Uncertainty, ambiguity, insecurity: oh my!

Three weeks into the New Year and I’m sure you’ve encountered many reviews, recaps, evaluations, etc. of the economy and financial markets in 2015. (Though with an 8% drop in equities to start 2016, 2015 seems like ancient history.) Market-moving headlines in 2015 included the weather, Greece, China, oil and Fed rate policy. Add in geo-politics, terrorist acts and the beginning of the presidential primary races and the markets had a lot to absorb. Domestic equities were essentially flat, fixed income was marginally up (though high yield stumbled) and cash continued to disappoint. On the international side, emerging and frontier equity markets were crushed while bonds did even worse. Commodities tumbled along with oil and other diversifying strategies did not. I read somewhere that 2015 was “the year that nothing worked.” Sounds about right. But there was good news in 2015 -- the US economy continued to grow, modestly; unemployment fell; and consumers, banking and housing were strong.

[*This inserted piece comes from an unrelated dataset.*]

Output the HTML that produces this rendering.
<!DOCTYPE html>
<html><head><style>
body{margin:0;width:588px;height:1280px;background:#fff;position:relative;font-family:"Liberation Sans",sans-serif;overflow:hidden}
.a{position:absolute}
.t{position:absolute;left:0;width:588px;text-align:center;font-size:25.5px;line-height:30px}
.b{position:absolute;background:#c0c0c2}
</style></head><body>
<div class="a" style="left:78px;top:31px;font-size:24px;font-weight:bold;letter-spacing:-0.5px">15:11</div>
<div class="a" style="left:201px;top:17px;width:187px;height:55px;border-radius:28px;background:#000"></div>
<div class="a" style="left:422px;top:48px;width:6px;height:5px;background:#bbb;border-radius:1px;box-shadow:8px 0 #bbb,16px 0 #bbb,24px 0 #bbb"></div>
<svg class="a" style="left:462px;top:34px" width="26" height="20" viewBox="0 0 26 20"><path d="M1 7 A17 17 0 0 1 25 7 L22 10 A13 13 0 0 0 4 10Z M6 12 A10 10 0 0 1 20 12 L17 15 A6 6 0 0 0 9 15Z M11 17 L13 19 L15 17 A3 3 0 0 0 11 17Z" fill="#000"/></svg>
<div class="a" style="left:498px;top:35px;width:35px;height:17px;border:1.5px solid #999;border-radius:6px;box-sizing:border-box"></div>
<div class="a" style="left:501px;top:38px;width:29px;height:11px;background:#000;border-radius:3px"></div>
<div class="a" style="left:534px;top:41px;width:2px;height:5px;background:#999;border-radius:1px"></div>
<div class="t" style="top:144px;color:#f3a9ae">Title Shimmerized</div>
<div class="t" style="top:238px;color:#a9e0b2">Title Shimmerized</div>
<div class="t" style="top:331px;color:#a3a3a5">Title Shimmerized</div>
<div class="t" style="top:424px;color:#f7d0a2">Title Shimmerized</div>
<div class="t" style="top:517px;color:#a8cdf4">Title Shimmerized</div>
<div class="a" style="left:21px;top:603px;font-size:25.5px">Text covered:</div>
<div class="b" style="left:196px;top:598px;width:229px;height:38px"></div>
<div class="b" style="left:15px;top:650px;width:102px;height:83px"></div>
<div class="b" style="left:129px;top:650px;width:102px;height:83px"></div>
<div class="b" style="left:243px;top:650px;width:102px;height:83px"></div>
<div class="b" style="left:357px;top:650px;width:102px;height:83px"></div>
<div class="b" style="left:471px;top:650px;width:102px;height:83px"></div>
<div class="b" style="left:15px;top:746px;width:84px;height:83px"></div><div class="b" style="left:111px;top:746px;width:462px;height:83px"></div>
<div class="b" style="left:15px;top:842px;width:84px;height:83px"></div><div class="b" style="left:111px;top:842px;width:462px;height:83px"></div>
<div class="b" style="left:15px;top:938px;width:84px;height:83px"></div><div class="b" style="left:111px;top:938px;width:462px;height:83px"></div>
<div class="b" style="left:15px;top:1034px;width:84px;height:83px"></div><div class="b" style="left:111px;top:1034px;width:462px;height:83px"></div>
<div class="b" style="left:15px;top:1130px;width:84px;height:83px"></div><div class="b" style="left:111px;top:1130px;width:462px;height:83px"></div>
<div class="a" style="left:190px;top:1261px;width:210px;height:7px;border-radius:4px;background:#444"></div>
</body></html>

What does this mean for 2016? More of the same? Yes, but, the US economy should continue to expand while developed international economies slowly strengthen. Corporate profits should also rise following the recent contraction. Though the Fed started to increase interest rates in December, monetary policy remains positive and inflation remains very low. Wage growth appears to be turning the corner. Greece looks contained, for the time being, and hopefully China and oil have reached their bottoms. (Personal thought here, the markets are over-reacting to both China and oil. Cheaper imports and $2.00 gas should be stimuli.) A return to double-digit equity returns? Probably not with the hole we’ve dug to start the year. Allowing time for the positives to encourage investor sentiment, I do think full-year 6% is reasonable for 2016. 2015 felt somewhat like 2011: a lot of good news but the markets just couldn’t get there. Now if we can just see 2016 bounce back like 2012.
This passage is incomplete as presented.